Imperva solution saves retailer during Black Friday

“We had some troubles on Black Friday with the amount of load we were shifting through, which increased that day by 100X,” he said. “We suspected we had a faulty server, or a faulty network, within the solution. We fired up a new instance of the website on a different bank of servers. Normally, you’d have to wait for the DNS to resolve over a 24-hour period, but I managed to log into the imperva portal and redirect the traffic from one bank of servers to another in under 10 minutes. It was helpful to be able to move our solution anywhere without changing the DNS.”

Eliminated bad bot traffic, cutting server resource needs by 22%

With fewer bots bombarding the site, the online retailer saves on server resources and provides users better response times. “With Imperva, we don’t need as many servers running all the time, because we’re not wasting resources serving up content for bad bots. In fact, we’ve reduced the load by 22%, and as a result, customers experience faster response times.” According to the solutions developer, the savings in bandwidth and server resources is more than enough to pay for the Imperva service.
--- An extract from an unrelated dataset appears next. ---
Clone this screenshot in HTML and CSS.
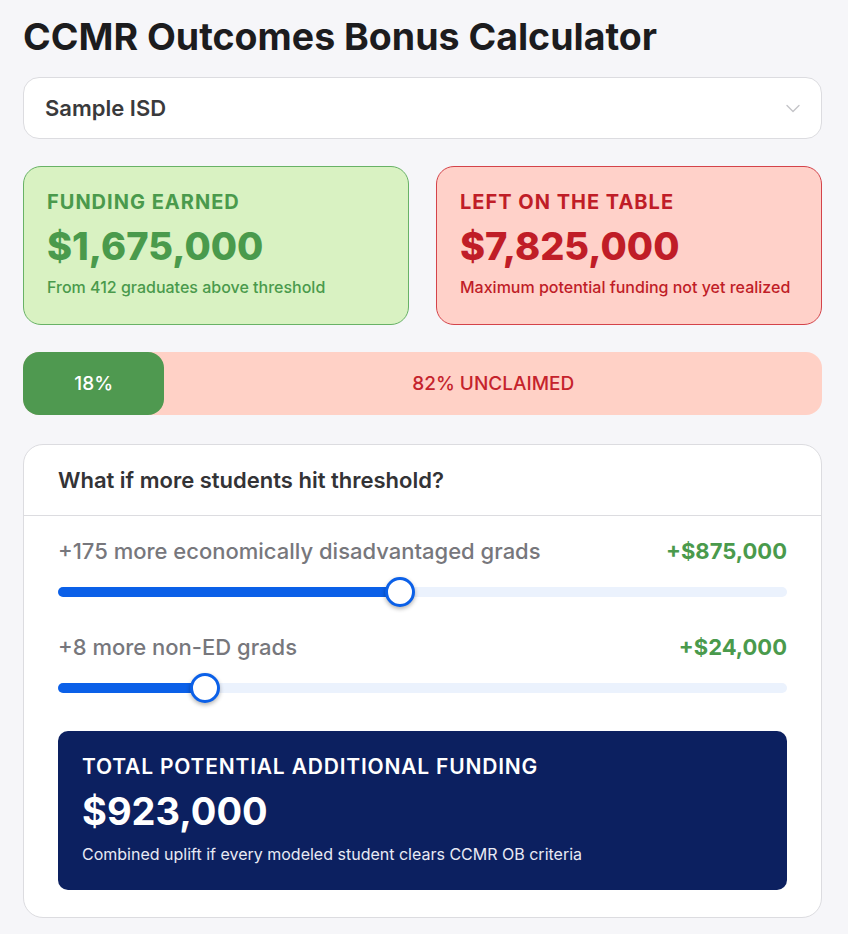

Automated and offloaded bot detection, saving a day and a half per week in IT resources

Most importantly, Imperva helps the Dev team thwart competitors who employ malicious bots to scrape data, while removing the time and effort spent tracking them down. “Some people have realized Imperva is filtering for us, and they’re trying to find ways of getting around it. But it’s not our headache anymore. We’ve offloaded that to Imperva. I know competitors will still respond to any pricing changes we make, but the harder we can make it for them, the more advantage we’ve got.”

The retailer’s Dev team is now back to its core responsibility: delivering features for the website. They are confident they have a solid solution for bot detection and mitigation, and after implementation, they were able to move on. The solutions developer concluded, “The Managing Director walked in the office a few days after we implemented Imperva, and he was smiling. That was a happy day for me.”